Depuis huit ans qu’existe «Feuxcroisés», cela ne s’est pas produit. Or simultanément, l’écho dans les médias alémaniques et tessinois était très bon. On parlait de cette revue comme étant ‘neidenswert’ (digne d’envie, ndlr.). Nous avons donc décidé de la multiplier par trois.
swissinfo: En 2003, Pro Helvetia a financé la traduction de 45 titres. Ce nombre est passé à 27 en 2006. Ce recul vous inquiète-t-il?
F.B.: S’il est vrai que ces dernières années, le nombre d’œuvres traduites a tendance à reculer, il faudrait voir comment s’est comportée cette courbe sur le long terme. Par ailleurs, histoire de relativiser, la situation en Suisse est moins grave que dans le reste de l’Europe.
Enfin le fait qu’une revue compliquée et coûteuse comme «Viceversa» a pu voir le jour signifie que la volonté politique est là et qu’on peut avoir de l’espoir.
swissinfo: L’accord sur le prix unique du livre en vigueur en Suisse alémanique (‘Sammelrevers’) a été déclaré contraire aux règles de la concurrence. Les problèmes de politique culturelle seront-ils abordés dans «Viceversa» ?
F.B.: «Feuxcroisés» abordait ce type de questions. Quant à «Viceversa», nous devrons débattre au sein du comité de rédaction pour savoir si nous resterons uniquement littéraires ou non.
Concernant le désaveu du ‘Sammelrevers’, il provient à mon avis d’une confusion entre le livre et la littérature. En considérant un guide touristique, un manuel du champignoneur et un roman contemporain comme un même objet, on rate le coche de la spécificité culturelle de la littérature.
Je pense qu’une discussion nationale entre acteurs du livre littéraire est nécessaire pour se mettre d’accord sur des revendications communes. Actuellement, il existe un soutien à la création et à la traduction. Mais on constate un déficit au niveau de la promotion.
swissinfo: Ce qui se passe du côté du cinéma suisse vous fait-il envie?
F.B.: C’est une question délicate. On a envie de dire que les livres littéraires ont besoin d’une promotion sur la scène culturelle, où l’offre est déjà très riche. En même temps, je serais très attentif à ce qu’on n’aille pas dans le sens de ce qui se passe avec le cinéma.
La notion ‘populaire et de qualité’ est à mon avis fausse en termes de politique de subventionnement. Celui-ci ne doit pas permettre l’existence uniquement d’œuvres qui vont être aimées par le plus grand nombre.

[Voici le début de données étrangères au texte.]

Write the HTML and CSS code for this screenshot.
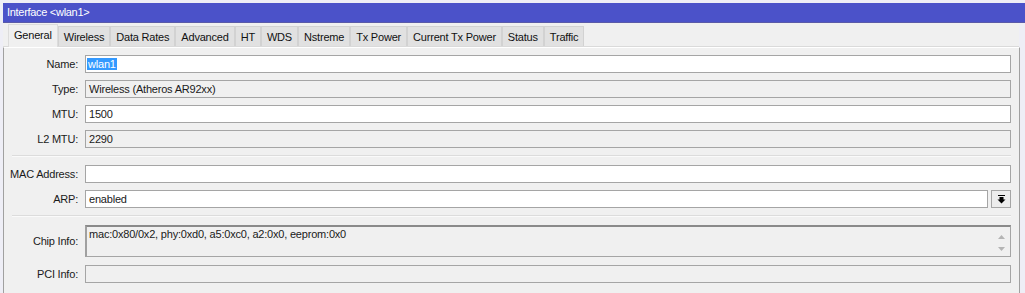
FILE: index.html
```html
<!DOCTYPE html>
<html lang="en">
<head>
    <meta charset="UTF-8">
    <title>Interface &lt;wlan1&gt;</title>
    <link rel="stylesheet" href="styles.css">
</head>
<body>
<div class="window">
    <div class="titlebar">Interface &lt;wlan1&gt;</div>

    <div class="tabs">
        <div class="tab active">General</div>
        <div class="tab">Wireless</div>
        <div class="tab">Data Rates</div>
        <div class="tab">Advanced</div>
        <div class="tab">HT</div>
        <div class="tab">WDS</div>
        <div class="tab">Nstreme</div>
        <div class="tab">Tx Power</div>
        <div class="tab">Current Tx Power</div>
        <div class="tab">Status</div>
        <div class="tab">Traffic</div>
    </div>

    <div class="panel">
        <div class="row">
            <div class="label">Name:</div>
            <div class="field"><span class="selected">wlan1</span></div>
        </div>
        <div class="row">
            <div class="label">Type:</div>
            <div class="field readonly">Wireless (Atheros AR92xx)</div>
        </div>
        <div class="row">
            <div class="label">MTU:</div>
            <div class="field">1500</div>
        </div>
        <div class="row">
            <div class="label">L2 MTU:</div>
            <div class="field readonly">2290</div>
        </div>

        <div class="separator"></div>

        <div class="row">
            <div class="label">MAC Address:</div>
            <div class="field"></div>
        </div>
        <div class="row">
            <div class="label">ARP:</div>
            <div class="field-group">
                <div class="field">enabled</div>
                <div class="drop-btn">
                    <svg width="9" height="9" viewBox="0 0 9 9">
                        <rect x="1" y="0" width="7" height="1" fill="#000"/>
                        <polygon points="2.5,2 6.5,2 6.5,4.5 8.5,4.5 4.5,8.5 0.5,4.5 2.5,4.5" fill="#000"/>
                    </svg>
                </div>
            </div>
        </div>

        <div class="separator"></div>

        <div class="row tall">
            <div class="label">Chip Info:</div>
            <div class="field readonly multiline">
                <span>mac:0x80/0x2, phy:0xd0, a5:0xc0, a2:0x0, eeprom:0x0</span>
                <div class="scroller">
                    <svg width="9" height="6" viewBox="0 0 9 6"><polygon points="4.5,1 8,5 1,5" fill="#b4b4b4"/></svg>
                    <svg width="9" height="6" viewBox="0 0 9 6"><polygon points="1,1 8,1 4.5,5" fill="#b4b4b4"/></svg>
                </div>
            </div>
        </div>
        <div class="row">
            <div class="label">PCI Info:</div>
            <div class="field readonly"></div>
        </div>
    </div>
</div>
</body>
</html>
```

FILE: styles.css
```css
html, body {
    margin: 0;
    padding: 0;
}
body {
    background-color: #f0f0f0;
    font-family: "Liberation Sans", Arial, sans-serif;
    font-size: 11px;
    letter-spacing: -0.2px;
    color: #1a1a1a;
}
.window {
    padding: 3px 0 0 3px;
    background-color: #eeeef6;
}
.titlebar {
    background-color: #4b52c9;
    color: #fff;
    font-size: 11px;
    letter-spacing: -0.3px;
    height: 19px;
    line-height: 19px;
    padding-left: 4px;
    border-bottom: 1px solid #5a5aa8;
}
/* Tab strip */
.tabs {
    display: flex;
    align-items: flex-end;
    background-color: #f0f0f0;
    padding: 2px 0 0 5px;
    height: 24px;
    box-sizing: border-box;
    border-bottom: 1px solid #dadada;
    margin-right: 6px;
}
.tab {
    height: 20px;
    line-height: 20px;
    padding: 0 5px;
    background-color: #e1e1e1;
    border: 1px solid #d2d2d2;
    border-bottom: none;
    box-sizing: border-box;
    color: #111;
}
.tab.active {
    height: 23px;
    line-height: 20px;
    background-color: #f0f0f0;
    border-color: #dcdcdc;
    position: relative;
    top: 1px;
}
/* Form panel */
.panel {
    background-color: #f0f0f0;
    border-left: 1px solid #a0a0a0;
    border-right: 1px solid #a0a0a0;
    border-top: 1px solid #fff;
    margin-right: 5px;
    padding: 7px 8px 10px 0;
    min-height: 236px;
    box-sizing: border-box;
}
.row {
    display: grid;
    grid-template-columns: 81px 1fr;
    align-items: center;
    height: 18px;
    margin-bottom: 7px;
}
.row.tall {
    height: 32px;
    align-items: start;
    margin-bottom: 8px;
}
.row.tall .label {
    line-height: 32px;
}
.label {
    text-align: right;
    padding-right: 7px;
    white-space: nowrap;
}
.field {
    height: 18px;
    box-sizing: border-box;
    border: 1px solid #a5a5a5;
    background-color: #fff;
    padding: 0 3px;
    line-height: 16px;
    white-space: nowrap;
}
.field.readonly {
    background-color: #f0f0f0;
}
.field.multiline {
    height: 32px;
    display: flex;
    justify-content: space-between;
    border-top: 2px solid #8a8a8a;
    border-left: 2px solid #a0a0a0;
    line-height: 13px;
    padding: 1px 2px 0 2px;
}
.scroller {
    display: flex;
    flex-direction: column;
    gap: 6px;
    padding: 6px 2px 0 0;
}
.selected {
    background-color: #3399ff;
    color: #fff;
    padding: 0 1px;
    margin-left: -2px;
}
.field-group {
    display: grid;
    grid-template-columns: 1fr 20px;
    gap: 3px;
}
.drop-btn {
    height: 18px;
    box-sizing: border-box;
    border: 1px solid #a5a5a5;
    background-color: #ececec;
    display: flex;
    align-items: center;
    justify-content: center;
}
.separator {
    border-top: 1px solid #dcdcdc;
    border-bottom: 1px solid #fafafa;
    margin: 1px 0 8px 8px;
}
```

Il faut au contraire favoriser l’existence d’œuvres qui autrement ne verraient pas le jour. C’est ainsi qu’on arrive à faire exister des choses de grande valeur, qui concernent peu de gens, mais qui sont des projets racines.
swissinfo, Carole Wälti à Soleure
Le projet «Viceversa littérature/ literatur/ letteratura» pose en filigrane la question de la traduction, qui, en Suisse, joue un rôle majeur dans l’échange culturel entre les régions linguistiques.
Plusieurs organismes sont impliqués. A commencer par la Fondation pour la culture Pro Helvetia, qui accorde des subventions et des bourses de travail.
Emanation de la Fondation CH pour la collaboration confédérale, la Collection ‘CH’ publie près de huit titres en traduction par année.
Quant au Collège privé de Looren, près de Zurich, il compte huit chambres ouvertes à des personnes ayant un projet de traduction précis.
La revue «Viceversa» a également une existence sur internet. Elle est hébergée sur le site de Culturactif, qui compte plus de 2000 pages consacrées à la création littéraire suisse.
Celui-ci est une émanation du Service de Presse Suisse (SPS). Créé en 1943, en pleine Seconde Guerre mondiale, dans un souci de cohésion nationale, le SPS a toujours été soutenu par l’Office fédéral de la culture.
Il est aujourd’hui une association ayant pour mission de promouvoir la création littéraire de Suisse et de stimuler l’intérêt pour les littératures suisses par-delà les frontières linguistiques.